BESD Meeting Notes Tinshill Centre

BESD Meeting Notes Tinshill Centre

Officers present: / Alun Rees – Head of the Leeds Virtual College for VulnerableChildren
In Attendance / Only one person attended
Julie Hobson - Administrator (minute taker)


Alun Rees (AR) welcomed everyone to the meeting and gave a presentation on the proposals to change the age range and expand the capacity of the BESD SILC (Elmete Lane) and to expand the capacity of the North East SILC from January 2014, including the integration of the Key Stage 2, 3 and 4 PRUs into the larger SILCs.

The presentation included:

  • An overview of the proposals,
  • Why the local authority is proposing the redesigns and how they have been


  • Purpose of the public consultation, &
  • What happens to comments and the Next steps

Comments and Questions

The table below outlines the main comments made and questions asked together with the response given by officers.

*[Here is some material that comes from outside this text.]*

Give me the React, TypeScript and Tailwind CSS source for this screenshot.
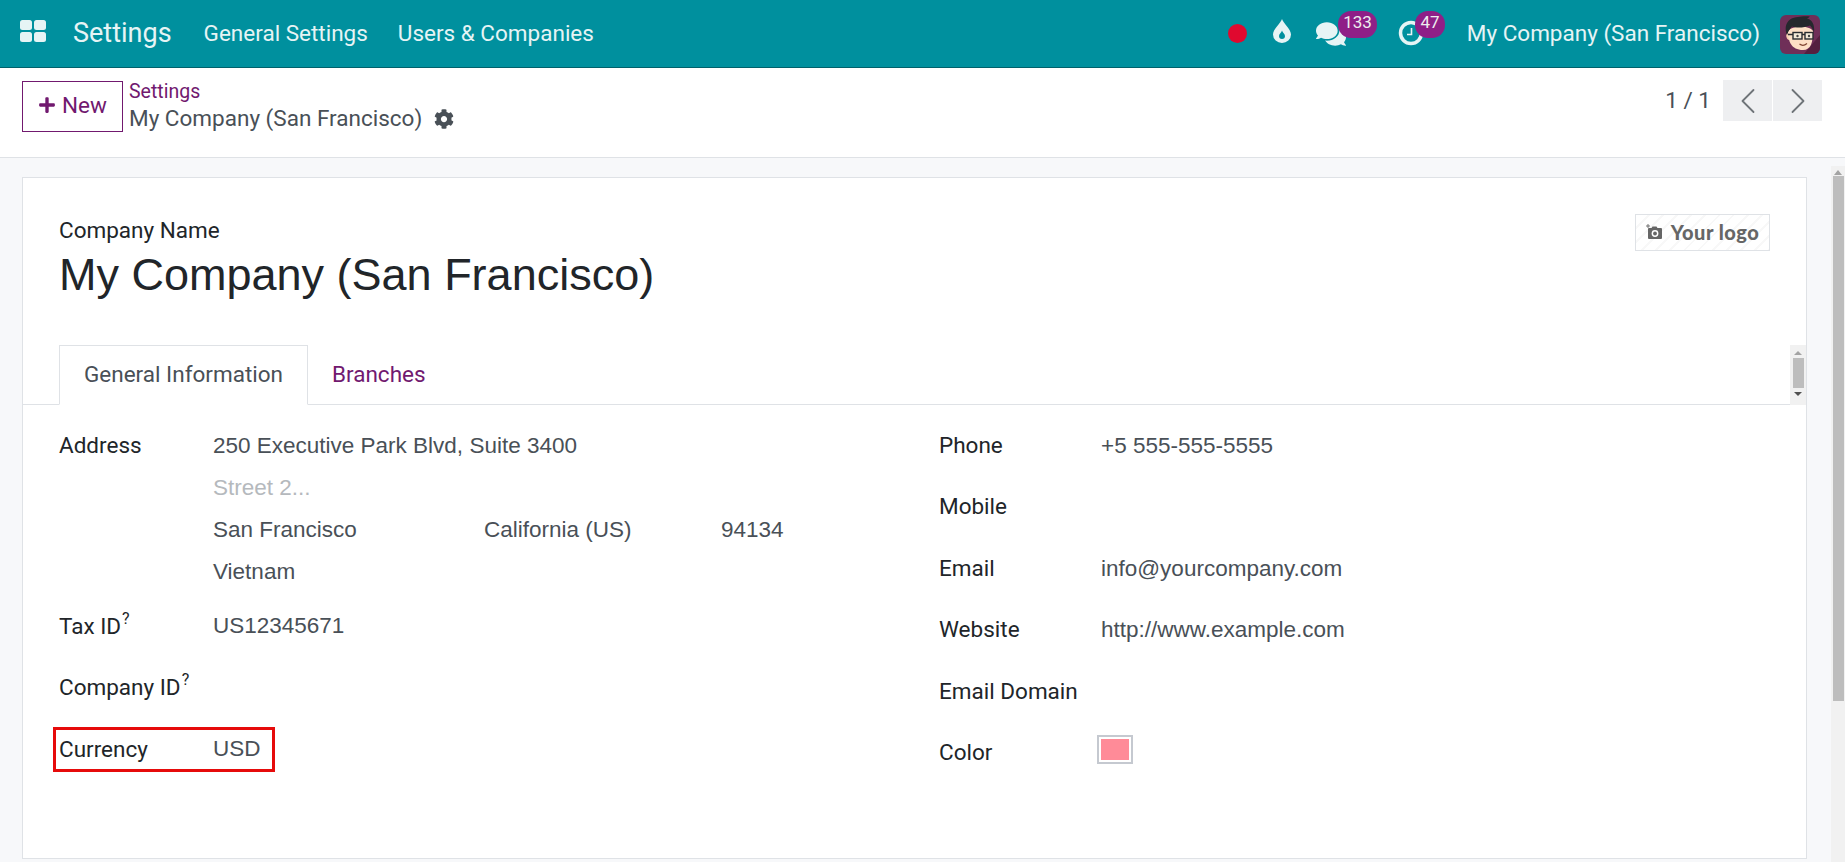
import React from 'react';
import { FaCog, FaComments, FaPlus } from 'react-icons/fa';
import { ChevronLeft, ChevronRight } from 'lucide-react';

const AppsIcon = () => (
  <svg width="26" height="22" viewBox="0 0 26 22" fill="#e6f4f5" className="-mt-[5px]">
    <rect x="0" y="0" width="12" height="10" rx="2.5" />
    <rect x="14" y="0" width="12" height="10" rx="2.5" />
    <rect x="0" y="12" width="12" height="10" rx="2.5" />
    <rect x="14" y="12" width="12" height="10" rx="2.5" />
  </svg>
);

const DropIcon = () => (
  <svg width="18" height="24" viewBox="0 0 18 24" className="-mt-[6px]">
    <path d="M9 0c1 4 9 10 9 15.500a9 8.500 0 0 1-18 0C0 10 8 4 9 0z" fill="#e6f4f5" />
    <path d="M9 11.500c.5 2 3 3.500 3 5.500a3 3 0 0 1-6 0c0-2 2.500-3.500 3-5.500z" fill="#00909e" />
  </svg>
);

const ClockIcon = () => (
  <svg width="26" height="26" viewBox="0 0 26 26" fill="none" stroke="#e6f4f5" className="-mt-[1px]">
    <circle cx="13" cy="13" r="10.500" strokeWidth="3.500" />
    <path d="M13.500 8v6.500H9" strokeWidth="1.600" />
  </svg>
);

// cartoon guy with glasses in the top right corner
const Avatar = () => (
  <svg width="40" height="39" viewBox="0 0 40 39" className="rounded-md mt-[1px]">
    <rect width="40" height="39" fill="#6f2f58" />
    <path d="M24 39 L40 20 V39Z" fill="#54203f" />
    <path d="M8 18c-2.500 0-2.500 6 1 7l1-1z" fill="#f6cfb0" />
    <path d="M8 16c0 10 3 19 15 19 8 0 10-8 10-19-4-6-20-6-25 0z" fill="#fde0c6" />
    <path d="M7 20C4 12 6 3 18 2c3-1 10-1 12-.500-1 1-2 1.500-3 2 5 1 8 6 7 14-1-3-2-5-4-7-5 2-13 3-18 1-2 2-4 5-5 8.500z" fill="#25282d" />
    <rect x="13" y="17.500" width="9" height="6.500" fill="#f4ead8" stroke="#2a2d31" strokeWidth="1.400" />
    <rect x="25" y="17.500" width="8" height="6.500" fill="#f4ead8" stroke="#2a2d31" strokeWidth="1.400" />
    <path d="M22 19.500h3M13 19.500H8" stroke="#2a2d31" strokeWidth="1.400" />
    <circle cx="17.500" cy="21" r="1.200" fill="#444" />
    <circle cx="29" cy="21" r="1.200" fill="#444" />
    <path d="M19.500 29c2 1.600 5 1.600 7.500-.500" stroke="#7e4330" strokeWidth="1.200" fill="none" />
  </svg>
);

const CameraPlus = () => (
  <svg width="17" height="16" viewBox="0 0 17 16" fill="#666666">
    <path d="M3 4h2.500l1-1.500h4l1 1.500H15a1 1 0 0 1 1 1v9a1 1 0 0 1-1 1H3a1 1 0 0 1-1-1V5a1 1 0 0 1 1-1z" />
    <circle cx="9" cy="9.500" r="3.400" fill="#fff" />
    <circle cx="9" cy="9.500" r="1.900" fill="#666666" />
    <path d="M2 0v4M0 2h4" stroke="#666666" strokeWidth="0.900" />
  </svg>
);

const Badge = ({ children, className }: { children: React.ReactNode; className: string }) => (
  <span className={`absolute top-[11px] h-[27px] rounded-[13px] bg-[#8f1f87] text-[#eee] text-[17px] leading-[22px] text-center ${className}`}>
    {children}
  </span>
);

const Row = ({ label, sup, value, h, labelClass }: { label: string; sup?: boolean; value?: string; h: string; labelClass?: string }) => (
  <div className={`flex ${h}`}>
    <div className={`w-[154px] text-[#212529] ${labelClass ?? ''}`}>
      {label}
      {sup && <sup className="text-[16px] leading-none ml-[1px] top-[-10px]">?</sup>}
    </div>
    <div className="font-['Liberation_Sans',sans-serif] text-[#495057]">{value}</div>
  </div>
);

const RightRow = ({ label, value }: { label: string; value?: string }) => (
  <div className="flex h-[61.4px]">
    <div className="w-[162px] -mt-[1px] text-[#212529]">{label}</div>
    <div className="font-['Liberation_Sans',sans-serif] text-[#495057]">{value}</div>
  </div>
);

const App: React.FC = () => {
  return (
    <div className="h-screen w-full flex flex-col overflow-hidden bg-white font-['Roboto',sans-serif] text-[22.5px] leading-[30px]">
      <header className="relative h-[68px] shrink-0 bg-[#00909e] border-b border-[#00616b] flex items-center pl-[20px] pr-[25px] text-[#e6f4f5]">
        <AppsIcon />
        <span className="ml-[27px] pb-[2px] text-[27px]">Settings</span>
        <span className="ml-[32px] pb-[2px]">General Settings</span>
        <span className="ml-[30px] pb-[2px]">Users &amp; Companies</span>
        <div className="ml-auto flex items-center">
          <span className="w-[19px] h-[19px] rounded-full bg-[#e0092f]" />
          <span className="ml-[26px] flex"><DropIcon /></span>
          <FaComments className="ml-[25px] text-[#e6f4f5]" size={30} />
          <span className="ml-[52px] flex"><ClockIcon /></span>
          <span className="ml-[43px] pb-[2px]">My Company (San Francisco)</span>
          <span className="ml-[20px] flex"><Avatar /></span>
        </div>
        <Badge className="left-[1338px] w-[39px]">133</Badge>
        <Badge className="left-[1415px] w-[30px]">47</Badge>
      </header>

      <div className="h-[90px] shrink-0 border-b border-[#dfe2e6] flex items-start pl-[22px] pr-[23px] pt-[13px]">
        <button className="w-[101px] h-[51px] pb-[3px] border border-[#71196f] text-[#71196f] flex items-center justify-center gap-[6px]">
          <FaPlus size={18} />
          New
        </button>
        <div className="ml-[6px] -mt-[3px]">
          <div className="text-[19.5px] leading-[28px] text-[#71196f]">Settings</div>
          <div className="flex items-center text-[#495057] leading-[25px]">
            My Company (San Francisco)
            <FaCog className="ml-[12px]" size={20} />
          </div>
        </div>
        <div className="ml-auto flex items-start">
          <span className="mt-[4px] text-[#495057]">1 / 1</span>
          <div className="ml-[12px] w-[49px] h-[41px] -mt-[1px] bg-[#eeeff1] flex items-center justify-center text-[#6f7479]">
            <ChevronLeft className="shrink-0" size={44} strokeWidth={1} />
          </div>
          <div className="ml-[1px] w-[49px] h-[41px] -mt-[1px] bg-[#eeeff1] flex items-center justify-center text-[#6f7479]">
            <ChevronRight className="shrink-0" size={44} strokeWidth={1} />
          </div>
        </div>
      </div>

      <div className="flex-1 min-h-0 flex bg-[#f7f8fa]">
        <main className="flex-1 min-w-0 pl-[22px] pr-[24px] pt-[19px] pb-[3px]">
          <div className="relative h-full bg-white border border-[#dfe2e6]">
            <div className="pl-[36px] pr-[36px] pt-[37px] flex items-start justify-between">
              <div>
                <div className="text-[#212529] leading-[30px]">Company Name</div>
                <h1 className="font-['Liberation_Sans',sans-serif] text-[45px] leading-[54px] mt-[3px] text-[#212529]">
                  My Company (San Francisco)
                </h1>
              </div>
              <div className="-mt-[1px] w-[135px] h-[37px] pb-[2px] border border-[#dfe2e6] flex items-center justify-center gap-[8px] font-['Lato',sans-serif] font-black text-[20px] tracking-[0.5px] text-[#666666] bg-[repeating-linear-gradient(135deg,#fff,#fff_8px,#f8f8f8_8px,#f8f8f8_10px)]">
                <CameraPlus />
                Your logo
              </div>
            </div>

            <div className="relative mt-[43px] h-[60px] border-b border-[#dfe2e6] pl-[36px] flex">
              <div className="w-[249px] h-[60px] pb-[2px] bg-white border border-[#dfe2e6] border-b-white flex items-center justify-center text-[#495057]">
                General Information
              </div>
              <div className="ml-[24px] h-[59px] pb-[2px] flex items-center text-[#71196f]">Branches</div>
              <div className="absolute right-0 top-0 w-[16px] h-[60px] bg-[#f1f1f1] flex flex-col items-center">
                <span className="mt-[6px] w-0 h-0 border-x-[4px] border-x-transparent border-b-[4px] border-b-[#a3a3a3]" />
                <span className="mt-[3px] w-[11px] h-[30px] bg-[#bdbdbd]" />
                <span className="mt-[4px] w-0 h-0 border-x-[4px] border-x-transparent border-t-[4px] border-t-[#505050]" />
              </div>
            </div>

            <div className="pl-[36px] pt-[26px] flex">
              <section className="w-[880px]">
                <div className="flex h-[42px]">
                  <div className="w-[154px] -mt-[1px] text-[#212529]">Address</div>
                  <div className="font-['Liberation_Sans',sans-serif] text-[#495057]">250 Executive Park Blvd, Suite 3400</div>
                </div>
                <div className="h-[42px] pl-[154px] font-['Liberation_Sans',sans-serif] text-[#b5b9bd]">Street 2...</div>
                <div className="h-[42px] pl-[154px] flex font-['Liberation_Sans',sans-serif] text-[#495057]">
                  <span className="w-[271px]">San Francisco</span>
                  <span className="w-[237px]">California (US)</span>
                  <span>94134</span>
                </div>
                <div className="h-[54px] pl-[154px] font-['Liberation_Sans',sans-serif] text-[#495057]">Vietnam</div>
                <Row label="Tax ID" sup value="US12345671" h="h-[61px]" />
                <Row label="Company ID" sup h="h-[62px]" />
                <Row label="Currency" value="USD" h="h-[42px]" />
              </section>
              <section className="flex-1">
                <RightRow label="Phone" value="+5 555-555-5555" />
                <RightRow label="Mobile" />
                <RightRow label="Email" value="info@yourcompany.com" />
                <RightRow label="Website" value="http://www.example.com" />
                <RightRow label="Email Domain" />
                <div className="flex">
                  <div className="w-[160px] -mt-[1px] text-[#212529]">Color</div>
                  <div className="-mt-[1px] w-[32px] h-[25px] bg-[#ff8b98] border-[2px] border-white outline-2 outline-[#c5c9d0]" />
                </div>
              </section>
            </div>

            {/* annotation drawn on top of the screenshot */}
            <div className="absolute left-[30px] top-[549px] w-[222px] h-[45px] border-[3px] border-[#e60b0b]" />
          </div>
        </main>
        <div className="w-[14px] shrink-0 mt-[8px] bg-[#f1f1f1] flex flex-col items-center">
          <span className="mt-[4px] w-0 h-0 border-x-[4px] border-x-transparent border-b-[5px] border-b-[#a3a3a3]" />
          <span className="mt-[1px] w-[11px] h-[525px] bg-[#bdbdbd]" />
        </div>
      </div>
    </div>
  );
};

export default App;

Comment / Question / Response
Have any parents any concerns regarding the statemented/non-statemented children? / AR explained that there had been no negative feedback from any parents during the consultation process to date, either through the opportunity to attend a meeting or in writing.
Does the proposal include sufficient capacity for, say, 5 years from now? / AR explained that the proposal had been framed in the light of best available demographic data and intelligence on the level and scale of need in future.
Inevitably that involves modelling which is never and exact science.
However, given the data and professional advice available the increases in size were at the top end of what was likely to be needed. That intelligence gathering continues and the models continue to be refined in collaboration with the SILCs and PRUs. If the evidence suggests the numbers need to change then the proposal would be altered to take account of that.
Lighthouse Free School is planning a move to Cookridge - How might this affect numbers? / AR explained that the generic SILCs are judged more appropriate for children with significant needs on the autism spectrum that the Lighthouse is specified to address, so the development of a free school offer specilaising around autism would be unlikely to impact on this proposal.
Do you think you will be ready by January? / AR explained that there was no reason why the statutory process cannot be completed by the middle of the Autumn term. That means that the new specifications for the schools will be in place for January 2014.
It is likely, though, that implementation will then be phased form January 1st as the key principle underlying the change will be that children should not be moved from a provision until its right for them to do so.
Will we be trying to regularise this so children can go to their closest provision and will this deal with that? / AR explained that there is a tension between local provision and provision for differentiated levels of behaviour need. If we opted for local provision then we would need to create provisions that could meet the full spectrum of behaviour need in that locality. There is a risk in that of creating provision that, while local, is not able to fully meet the spectrum of need, and the personalisation of provision that children need.
Therefore this proposal puts on children’s need first, and geography second. It will allow the city, for the first time, to make an integrated city-wide offer, while creating provisions that can each specialise around part of the spectrum of need. That specialisation will allow each ‘site’ to be outstanding at meeting a group of related needs, rather than the risk of being only satisfactory at meeting a very wide range of needs.
If Tinshill were to close the community would have an empty school in the locality which could cause problems. There was a comment that it was a good thing that Tinshill remains part of the proposal. / AR observed that the proposal is to operate on all of the sites listed – so long as the need for provision exists. The leaders of the SILCs and PRUs are convinced that this proposal is the best way to move provision forward in Leeds.
Had the Head had any response from parents from the leaflet? / The Head of the Key Stage 4 PRU and AR confirmed that there had not yet been any written responses from parents to the letter and booklet sent out.
Have members of staff been fully engaged and is it together? / AR explained that there was a joint Key Stage 2, 3 & 4 PRU staff meeting arranged and a similar meeting for SILC staff. Those meetings will seek to explain the proposals and the timeline. They aren’t formal consultation meetings about the HR process of bringing the PRU provision within the SILCs – that will follow once this statutory consultation on this proposal is complete.
Will the proposal work? / AR commented that for some time Leeds has been working to frame a coherent vision for how it can best meet the needs of children with behaviour needs and their families, while supporting mainstream schools to retain children in learning.
Schools in Leeds have never been more inclusive and, with the development of Clusters and the work done by Area Inclusion Partnerships, Leeds is better placed than ever before to describe that coherent offer from school, locality, and city. The local authority believes that this proposal is vital in binding that offer together and partners in schools, services, and localities believe the same.

In summary, there was a thorough discussion of the issues and no objections were raised to the proposal during the meeting.